The trick, the scientists say, is to refrain from eating sodium and potassium-rich foods, such as anchovies, olives, bacon, salami, smoked salmon, prawns, savoury rice, blue cheese, potatoes, processed meats, bread and pastries.
Instead they should concentrate on foods rich in calcium and magnesium.
Foods containing high amounts of calcium include yoghurt, hard cheese, canned salmon, rhubarb, spinach, tofu, almonds, oatmeal, broccoli and oranges.
Brazil and cashew nuts, whole wheat cereals, figs and beans are rich in magnesium.
The scientists, from Maastricht University in Holland, claim that the father’s diet has no effect on what sex the baby will be.
Their conclusions follow a five-year study involving 172 Western European women aged from 23 to 42. The women had all previously given birth to boys – in one case, four of them – and wanted girls.

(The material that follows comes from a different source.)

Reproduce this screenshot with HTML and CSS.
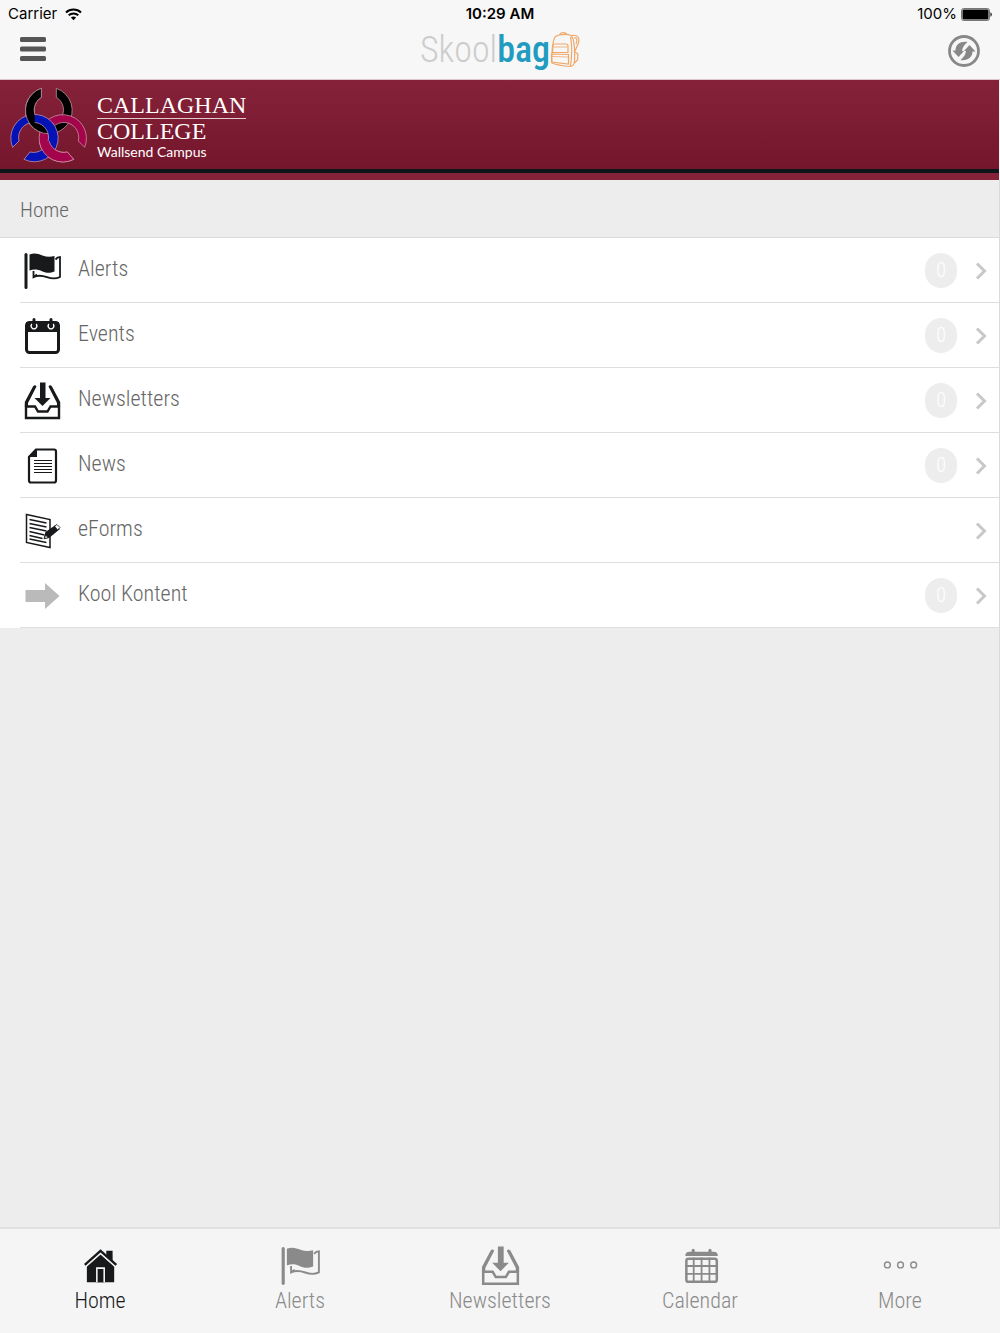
FILE: index.html
```html
<!DOCTYPE html>
<html lang="en">
	<head>
		<meta charset="UTF-8">
		<meta name="viewport" content="width=device-width, initial-scale=1">
		<title>Skoolbag</title>
		<link rel="stylesheet" href="styles.css">
	</head>
	<body>
		<!-- shared icons -->
		<svg class="defs" aria-hidden="true">
			<symbol id="flag" viewBox="0 0 40 40">
				<path d="M4 3.500v33" fill="none" stroke="currentColor" stroke-width="3" stroke-linecap="round"/>
				<path d="M7.500 3.500c5-2 9-.5 13 1s8 1.500 12 .5V20.500c-5 2-9 1.500-13-.5s-8-2-12-.5z" fill="currentColor"/>
				<path d="M33.500 8.500l2-2 2.500-.5v20c-4 2-8 2-13 .2s-9-2.500-13.500 0V20M11.500 26l3.500-2.500" fill="none" stroke="currentColor" stroke-width="1.800"/>
			</symbol>
			<symbol id="inbox" viewBox="0 0 40 40">
				<path d="M18 1.500h5.500V17h5L20.500 25 12.500 17H18z" fill="currentColor"/>
				<path d="M4 37h33V25.500h-8.500l-3 5h-9.500l-3-5H4z" fill="none" stroke="currentColor" stroke-width="2.400"/>
				<path d="M2.800 25.500V21L11 5.500q2-2.500 3.500 0L6 22v3.500zM38.200 25.500V21L30 5.500q-2-2.500-3.500 0L35 22v3.500z" fill="currentColor"/>
			</symbol>
			<symbol id="next" viewBox="0 0 12 18">
				<path d="M2 1.500L9.500 9 2 16.500" fill="none" stroke="currentColor" stroke-width="3"/>
			</symbol>
		</svg>
		<div class="app">
			<header class="top">
				<div class="status">
					<span class="carrier">Carrier
						<svg width="17" height="13" viewBox="0 0 17 13"><path d="M1 4.500C5 .5 12 .5 16 4.500M3.700 7.300c2.700-2.500 6.900-2.500 9.600 0" fill="none" stroke="#000" stroke-width="2"/><path d="M5.900 9.500c1.500-1.300 3.700-1.300 5.200 0L8.500 12.300z"/></svg>
					</span>
					<span class="time">10:29 AM</span>
					<span class="battery">100%
						<svg width="31" height="13" viewBox="0 0 31 13"><rect x=".5" y=".5" width="28" height="12" rx="2" fill="none" stroke="#777"/><rect x="1.500" y="1.500" width="26" height="10" rx="1"/><path d="M29.500 4q2.500 2.500 0 5z"/></svg>
					</span>
				</div>
				<div class="bar">
					<button class="menu" type="button" aria-label="Menu">
						<svg width="26" height="26" viewBox="0 0 26 26" fill="#555"><rect y="1" width="26" height="5" rx="1.500"/><rect y="10.500" width="26" height="5" rx="1.500"/><rect y="20" width="26" height="5" rx="1.500"/></svg>
					</button>
					<a class="brand" href="#">
						<span class="skool">Skool</span><span class="bag">bag</span>
						<svg width="30" height="36" viewBox="0 0 30 36" fill="none" stroke="#f0a868" stroke-width="1.200">
							<path d="M5 5C7 2.500 17 1.500 21 3.500c3 3 4 12 3.500 26-.5 3-2 5-4.500 5C14 34 7 33 2 31c-.5-7 0-20 3-26zM20.500 5c1.500 8 1.500 19 0 29"/>
							<path d="M9.500 2.800c1-2.800 6-2.800 7.500-.3"/>
							<path d="M3 14q0-2 2-2h11q2 0 2 2v6.500H2.500zM1.500 22l17 .5v9.500L1.500 30z"/>
							<path d="M3.500 15h14M2 24.500l16 .5" stroke-width=".8"/>
							<path d="M21.500 3.500c6-1 8.500 2 7 7.500l-3.500 8M24 6c4-.5 3 3 2 6M25 20l3 2-.5 6-3 3"/>
						</svg>
					</a>
					<button class="refresh" type="button" aria-label="Refresh">
						<svg width="32" height="32" viewBox="0 0 32 32">
							<circle cx="16" cy="16" r="14.500" fill="none" stroke="#888" stroke-width="2.800"/>
							<path id="arrow" d="M19.500 7C12.500 6 7.500 9.500 7.500 15.500H4.500L10.500 22l5.500-6h-2c.5-3.500 2-6 5.500-9z" fill="#888"/>
							<use href="#arrow" transform="rotate(180 16 16)"/>
						</svg>
					</button>
				</div>
			</header>

			<div class="banner">
				<svg class="crest" width="80" height="76" viewBox="27 23 240 228" stroke="#d8a9b6" stroke-width="2">
					<defs>
						<path id="black" fill="#000" d="M124 27A70 70 0 1 0 169 27V54A44 44 0 1 1 124 54z"/>
						<path id="blue" fill="#0512b5" d="M38 204A71 71 0 1 1 72 240L90 218A45 45 0 1 0 57 185z"/>
						<path id="red" fill="#a3044c" d="M254 204A71 71 0 1 0 221 240L202 218A45 45 0 1 1 235 185z"/>
						<clipPath id="mid"><path d="M70 20h92v150H70z"/></clipPath>
						<clipPath id="left"><path d="M70 20h34v130H70z"/></clipPath>
						<clipPath id="low"><path d="M110 185h120v70H110z"/></clipPath>
					</defs>
					<use href="#black"/>
					<use href="#red"/>
					<use href="#black" clip-path="url(#mid)"/>
					<use href="#blue"/>
					<use href="#black" clip-path="url(#left)"/>
					<use href="#red" clip-path="url(#low)"/>
				</svg>
				<div class="school">
					<span class="name">CALLAGHAN</span>
					<span class="college">COLLEGE</span>
					<span class="campus">Wallsend Campus</span>
				</div>
			</div>

			<main class="content">
				<h1 class="title">Home</h1>
				<ul class="list">
					<li><a href="#">
						<svg class="icon" viewBox="0 0 40 40"><use href="#flag"/></svg>
						<span class="label">Alerts</span><span class="badge">0</span>
						<svg class="next"><use href="#next"/></svg>
					</a></li>
					<li><a href="#">
						<svg class="icon" viewBox="0 0 40 40">
							<rect x="4.500" y="6.500" width="32" height="30" rx="3" fill="none" stroke="currentColor" stroke-width="3"/>
							<path d="M4 6h33v10H4z" fill="currentColor"/>
							<path d="M10 8a2.800 2.800 0 1 0 4 0M27 8a2.800 2.800 0 1 0 4 0" fill="none" stroke="#fff" stroke-width="1.300"/>
							<path d="M12 3.500v7M29 3.500v7" stroke="currentColor" stroke-width="3" stroke-linecap="round"/>
						</svg>
						<span class="label">Events</span><span class="badge">0</span>
						<svg class="next"><use href="#next"/></svg>
					</a></li>
					<li><a href="#">
						<svg class="icon" viewBox="0 0 40 40"><use href="#inbox"/></svg>
						<span class="label">Newsletters</span><span class="badge">0</span>
						<svg class="next"><use href="#next"/></svg>
					</a></li>
					<li><a href="#">
						<svg class="icon" viewBox="0 0 40 40">
							<path d="M14 3.500h18q2 0 2 2v29q0 2-2 2H9q-2 0-2-2V11z" fill="none" stroke="currentColor" stroke-width="2.200"/>
							<path d="M15 3v8H7z" fill="currentColor"/>
							<path d="M12 14.500h18M12 17.500h18M12 20.500h18M12 23.500h18M12 26.500h18" stroke="currentColor"/>
						</svg>
						<span class="label">News</span><span class="badge">0</span>
						<svg class="next"><use href="#next"/></svg>
					</a></li>
					<li><a href="#">
						<svg class="icon" viewBox="0 0 40 40">
							<path d="M4.500 3.500L28 8.500v28L4.500 31.500z" fill="none" stroke="currentColor" stroke-width="1.500"/>
							<path d="M7.500 8.500l17 3.500M7.500 12.500l17 3.500M7.500 16.500l17 3.500M7.500 20.500l15 3.500M7.500 24.500l13 3M7.500 28l17 3.500" stroke="currentColor" stroke-width="1.300"/>
							<path d="M21.500 28l2-7 10-7 4.500 4-11 9z" fill="currentColor"/>
							<path d="M32.500 15l2.500-1.500 3 3-2.500 2.500z" fill="#fff" stroke="currentColor" stroke-width=".8"/>
							<path d="M22.500 28l1-4 2.500 2.500z" fill="#fff" stroke="currentColor" stroke-width=".8"/>
						</svg>
						<span class="label">eForms</span>
						<svg class="next"><use href="#next"/></svg>
					</a></li>
					<li><a href="#">
						<svg class="icon" viewBox="0 0 40 40"><path d="M3.500 14H23V7l14.500 13L23 33v-7H3.500z" fill="#bababa"/></svg>
						<span class="label">Kool Kontent</span><span class="badge">0</span>
						<svg class="next"><use href="#next"/></svg>
					</a></li>
				</ul>
			</main>

			<nav class="tabs">
				<a class="active" href="#">
					<svg class="icon" viewBox="0 0 40 40" fill="currentColor">
						<path d="M7.500 20L20.500 9 33.500 20v15.500h-26z"/>
						<path d="M5.500 19L20.500 5.500 35.500 19" fill="none" stroke="#f5f5f5" stroke-width="5"/>
						<path d="M26 5.500h6v10l-6-5.500z"/>
						<path d="M5.500 19L20.500 5.500 35.500 19" fill="none" stroke="currentColor" stroke-width="2.200"/>
						<path d="M17 35.500V22h7v13.500" stroke="#f5f5f5" stroke-width="1.500"/>
					</svg>
					Home
				</a>
				<a href="#"><svg class="icon" viewBox="0 0 40 40"><use href="#flag"/></svg>Alerts</a>
				<a href="#"><svg class="icon" viewBox="0 0 40 40"><use href="#inbox"/></svg>Newsletters</a>
				<a href="#">
					<svg class="icon" viewBox="0 0 40 40" fill="none" stroke="currentColor">
						<path d="M6 10.500q0-4 4-4h23q4 0 4 4z" fill="currentColor" stroke="none"/>
						<path d="M13.500 5v4M29.500 5v4" stroke-width="3" stroke-linecap="round"/>
						<rect x="7" y="13" width="29" height="22" rx="2" stroke-width="2.400"/>
						<path d="M14 12v24M21.500 12v24M29 12v24M6 20h31M6 27.500h31" stroke-width="1.700"/>
					</svg>
					Calendar
				</a>
				<a href="#">
					<svg class="icon" viewBox="0 0 40 40" fill="none" stroke="currentColor" stroke-width="1.300"><circle cx="8" cy="19" r="2.800"/><circle cx="20.500" cy="19" r="2.800"/><circle cx="33" cy="19" r="2.800"/></svg>
					More
				</a>
			</nav>
		</div>
	</body>
</html>
```
FILE: styles.css
```css
*{
	box-sizing: border-box;
}
body{
	margin: 0;
	font-family: "Roboto Condensed", "Liberation Sans Narrow", Roboto, sans-serif;
	font-weight: 300;
	font-size: 22px;
	background: #f5f5f5;
}
a{
	color: inherit;
	text-decoration: none;
}
ul{
	list-style: none;
	margin: 0;
	padding: 0;
}
button{
	border: 0;
	padding: 0;
	background: none;
	cursor: pointer;
}
svg{
	display: block;
	flex: none;
}
.defs{
	display: none;
}
.app{
	display: flex;
	flex-direction: column;
	min-height: 100vh;
}
/* status bar and title bar */
.top{
	height: 80px;
	background: #f7f7f7;
	border-bottom: 1px solid #dcc5cb;
}
.status{
	display: grid;
	grid-template-columns: 1fr auto 1fr;
	padding: 4px 8px 0;
	font: 400 15px/20px Inter, sans-serif;
	color: #000;
}
.status span{
	display: flex;
	align-items: center;
	gap: 8px;
}
.status .time{
	font-weight: 600;
}
.status .battery{
	justify-content: flex-end;
	gap: 4px;
}
.bar{
	display: grid;
	grid-template-columns: 1fr auto 1fr;
	align-items: center;
	height: 54px;
	padding: 0 20px;
}
.menu{
	justify-self: start;
	padding-bottom: 4px;
}
.refresh{
	justify-self: end;
}
.brand{
	display: flex;
	align-items: center;
	padding-bottom: 2px;
	font: 400 36px/40px "Liberation Sans Narrow", "Roboto Condensed", sans-serif;
}
.skool{
	color: #ccc;
	font-weight: 300;
}
.bag{
	color: #219bc0;
	font-weight: 500;
}
/* school banner */
.banner{
	display: flex;
	align-items: center;
	gap: 8px;
	height: 100px;
	padding: 0 9px 10px;
	margin-right: 1px;
	background: linear-gradient(#0c1518, #0c1518) 0 89px / 100% 4px no-repeat, linear-gradient(#852239, #74162c 89px, #852239 93px);
	color: #fff;
}
.school{
	display: flex;
	flex-direction: column;
	align-items: flex-start;
	padding-top: 2px;
	font: 400 24px/25px "Liberation Serif", serif;
}
.name{
	border-bottom: 1px solid #e3c8cf;
}
.campus{
	font: 400 14px/16px Lato, sans-serif;
}
/* list */
.content{
	flex: 1;
	background: #ededed;
	border-right: 1px solid #dadada;
	color: #666;
}
.title{
	margin: 0;
	padding: 2px 20px 0;
	font-size: 21px;
	font-weight: 300;
	line-height: 57px;
	height: 58px;
	border-bottom: 1px solid #dadada;
}
.list{
	background: #fff;
	padding-left: 20px;
}
.list a{
	display: flex;
	align-items: center;
	height: 65px;
	padding: 2px 12px 0 2px;
	border-bottom: 1px solid #dedede;
}
.icon{
	width: 40px;
	height: 40px;
	color: #17191b;
}
.label{
	flex: 1;
	padding: 0 16px 6px;
}
.badge{
	width: 32px;
	height: 35px;
	margin: 0 18px 2px 0;
	border-radius: 16px;
	background: #ededed;
	color: #fff;
	font-size: 20px;
	line-height: 35px;
	text-align: center;
}
.next{
	width: 12px;
	height: 18px;
	color: #c8c8c8;
}
/* bottom tabs */
.tabs{
	display: grid;
	grid-template-columns: repeat(5, 1fr);
	height: 106px;
	background: #f5f5f5;
	border-top: 2px solid #e0e0e0;
}
.tabs a{
	display: flex;
	flex-direction: column;
	align-items: center;
	padding-top: 16px;
	line-height: 28px;
	color: #8a8a8a;
}
.tabs .icon{
	width: 42px;
	height: 42px;
	color: inherit;
}
.tabs .active{
	color: #17191b;
}
```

They were told to cut out salt and eat at least a pound of dairy products a day. Their diet also included bread, vegetables, fruit, meat, rice and pasta.
Although many of the women dropped out of the survey because they failed to adhere to the strict dietary requirements or rules on when to have sex, 21 women stuck it out to the end.
Of the 21, 16 gave birth to daughters – an astonishing success rate of almost 80 per cent.
‘The results show that both diet and timing methods increase the probability of
a girl – the impact of the diet being the most pronounced,’ said a spokesman for the
‘It shows a substantial success rate when both methods are applied correctly.’
Other studies claim that sperm carrying the female gene is stronger and likely to last longer than the lighter, faster but more short-lived male sperm – hence the need to avoid sex around the time of ovulation when the male sperm will be more dominant.
This is the first time that humans have allowed themselves to be guinea pigs for such experiments.
Previous tests have been carried out on marine worms, dairy cattle, pigs and rats, although some studies of women who have only ever given birth to boys indicated that their diet had contained mainly potassium and sodium-rich foods.
Such is the desire of some families to predetermine the sex of their offspring some resort to IVF treatment to ensure girls, but as the Dutch scientists acknowledge, ‘many parents find that these techniques are just one step too far in meddling with nature’.
Others rely on old wives’ tales, which say that a woman wanting to conceive a girl should make her partner take hot baths or drink cups of strong coffee prior to intercourse.